** begin Listed entries **

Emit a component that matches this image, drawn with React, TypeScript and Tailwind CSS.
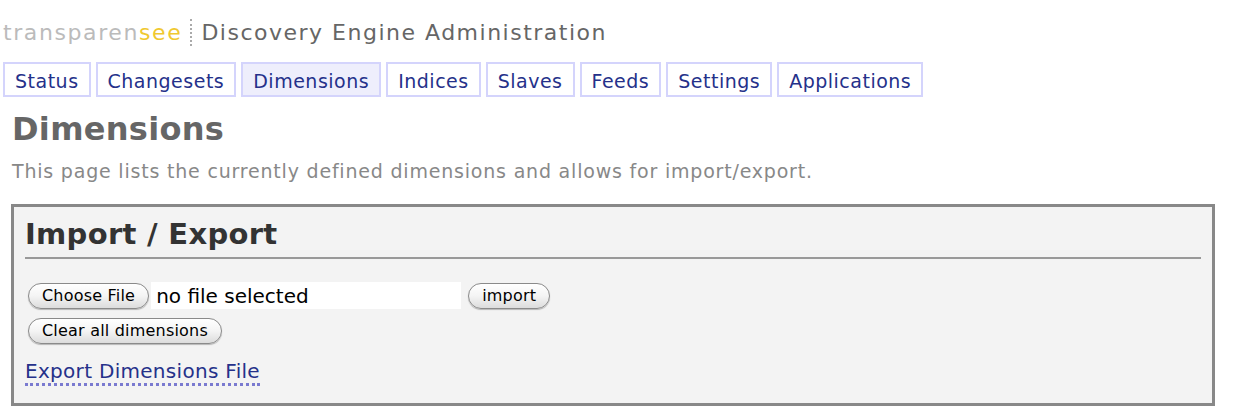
import React from "react";

const tabs = ["Status", "Changesets", "Dimensions", "Indices", "Slaves", "Feeds", "Settings", "Applications"];

function AquaButton({ children, className = "" }: { children: React.ReactNode; className?: string }) {
  return (
    <button
      className={
        "h-[26px] rounded-full border border-[#8a8a8a] bg-gradient-to-b from-[#ffffff] via-[#f4f4f4] to-[#dcdcdc] px-[13px] text-[16px] tracking-[0.2px] leading-none text-black shadow-[0_1px_1px_rgba(0,0,0,0.25)] " +
        className
      }
      style={{ fontFamily: '"DejaVu Sans", Verdana, sans-serif' }}
    >
      {children}
    </button>
  );
}

export default function App() {
  return (
    <div className="bg-white w-[1235px] h-[409px] overflow-hidden" style={{ fontFamily: '"DejaVu Sans", Verdana, sans-serif' }}>
      <div className="pl-[3px] pt-[17px] flex items-center h-[30px] box-content">
        <span className="text-[22px] tracking-[1.6px] text-[#bbbbbb]">transparen</span>
        <span className="text-[22px] tracking-[1.6px] text-[#f0c830]">see</span>
        <span className="ml-[8px] mr-[9px] h-[27px] border-l-2 border-dotted border-[#aaaaaa]"></span>
        <span className="text-[22px] tracking-[1.5px] text-[#666666]">Discovery Engine Administration</span>
      </div>
      <div className="flex gap-[5px] pl-[3px] mt-[15px]">
        {tabs.map((t) => (
          <div
            key={t}
            className={
              "h-[35px] flex items-center pt-[3px] px-[10px] border-2 border-[#d4d4fc] text-[19px] tracking-[0.5px] text-[#25318a] " +
              (t === "Dimensions" ? "bg-[#eeeefc]" : "bg-white")
            }
          >
            {t}
          </div>
        ))}
      </div>
      <h1 className="ml-[12px] mt-[12px] text-[32px] tracking-[0.3px] font-bold text-[#666666] leading-[40px]">Dimensions</h1>
      <p className="ml-[12px] mt-[10px] text-[19px] text-[#888888] tracking-[0.8px] leading-[24px]">
        This page lists the currently defined dimensions and allows for import/export.
      </p>
      <div className="ml-[11px] mt-[21px] w-[1204px] h-[202px] border-[3px] border-[#888888] bg-[#f3f3f3] px-[11px]">
        <h2 className="pt-[8px] text-[29px] tracking-[0.3px] font-bold text-[#333333] leading-[38px]">Import / Export</h2>
        <div className="mt-[4px] h-[2px] w-[1176px] bg-[#999999]"></div>
        <div className="mt-[23px] flex items-center pl-[3px]">
          <AquaButton>Choose File</AquaButton>
          <div className="ml-[2px] pl-[5px] w-[310px] h-[27px] bg-white flex items-center text-[20px] text-black">no file selected</div>
          <AquaButton className="ml-[7px]">import</AquaButton>
        </div>
        <div className="mt-[9px] pl-[3px]">
          <AquaButton>Clear all dimensions</AquaButton>
        </div>
        <a
          href="#"
          className="inline-block mt-[15px] text-[20px] tracking-[0.3px] text-[#25318a] leading-[24px] border-b-[3px] border-dotted border-[#7a7ad0]"
        >
          Export Dimensions File
        </a>
      </div>
    </div>
  );
}
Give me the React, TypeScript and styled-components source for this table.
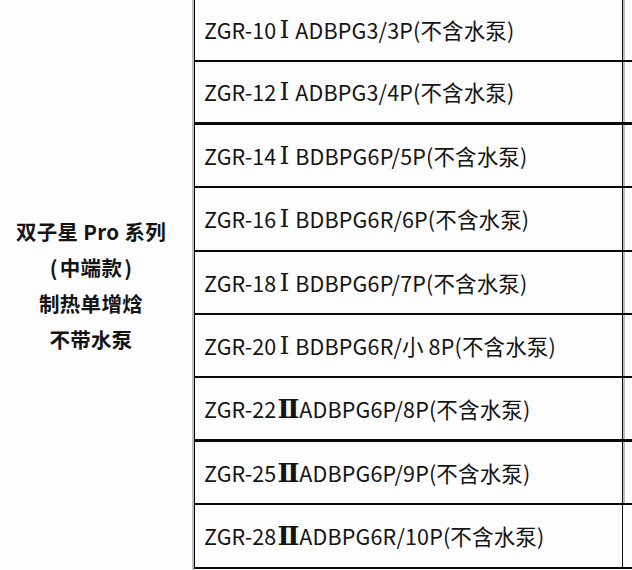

** end Listed entries **

- **To be done**
The data should be printed again unchanged; leave its pictures out.

- **Exercise result**
Emit a component that matches this image, drawn with React, TypeScript and Tailwind CSS.
import React from "react";

const tabs = ["Status", "Changesets", "Dimensions", "Indices", "Slaves", "Feeds", "Settings", "Applications"];

function AquaButton({ children, className = "" }: { children: React.ReactNode; className?: string }) {
  return (
    <button
      className={
        "h-[26px] rounded-full border border-[#8a8a8a] bg-gradient-to-b from-[#ffffff] via-[#f4f4f4] to-[#dcdcdc] px-[13px] text-[16px] tracking-[0.2px] leading-none text-black shadow-[0_1px_1px_rgba(0,0,0,0.25)] " +
        className
      }
      style={{ fontFamily: '"DejaVu Sans", Verdana, sans-serif' }}
    >
      {children}
    </button>
  );
}

export default function App() {
  return (
    <div className="bg-white w-[1235px] h-[409px] overflow-hidden" style={{ fontFamily: '"DejaVu Sans", Verdana, sans-serif' }}>
      <div className="pl-[3px] pt-[17px] flex items-center h-[30px] box-content">
        <span className="text-[22px] tracking-[1.6px] text-[#bbbbbb]">transparen</span>
        <span className="text-[22px] tracking-[1.6px] text-[#f0c830]">see</span>
        <span className="ml-[8px] mr-[9px] h-[27px] border-l-2 border-dotted border-[#aaaaaa]"></span>
        <span className="text-[22px] tracking-[1.5px] text-[#666666]">Discovery Engine Administration</span>
      </div>
      <div className="flex gap-[5px] pl-[3px] mt-[15px]">
        {tabs.map((t) => (
          <div
            key={t}
            className={
              "h-[35px] flex items-center pt-[3px] px-[10px] border-2 border-[#d4d4fc] text-[19px] tracking-[0.5px] text-[#25318a] " +
              (t === "Dimensions" ? "bg-[#eeeefc]" : "bg-white")
            }
          >
            {t}
          </div>
        ))}
      </div>
      <h1 className="ml-[12px] mt-[12px] text-[32px] tracking-[0.3px] font-bold text-[#666666] leading-[40px]">Dimensions</h1>
      <p className="ml-[12px] mt-[10px] text-[19px] text-[#888888] tracking-[0.8px] leading-[24px]">
        This page lists the currently defined dimensions and allows for import/export.
      </p>
      <div className="ml-[11px] mt-[21px] w-[1204px] h-[202px] border-[3px] border-[#888888] bg-[#f3f3f3] px-[11px]">
        <h2 className="pt-[8px] text-[29px] tracking-[0.3px] font-bold text-[#333333] leading-[38px]">Import / Export</h2>
        <div className="mt-[4px] h-[2px] w-[1176px] bg-[#999999]"></div>
        <div className="mt-[23px] flex items-center pl-[3px]">
          <AquaButton>Choose File</AquaButton>
          <div className="ml-[2px] pl-[5px] w-[310px] h-[27px] bg-white flex items-center text-[20px] text-black">no file selected</div>
          <AquaButton className="ml-[7px]">import</AquaButton>
        </div>
        <div className="mt-[9px] pl-[3px]">
          <AquaButton>Clear all dimensions</AquaButton>
        </div>
        <a
          href="#"
          className="inline-block mt-[15px] text-[20px] tracking-[0.3px] text-[#25318a] leading-[24px] border-b-[3px] border-dotted border-[#7a7ad0]"
        >
          Export Dimensions File
        </a>
      </div>
    </div>
  );
}
Give me the React, TypeScript and styled-components source for this table.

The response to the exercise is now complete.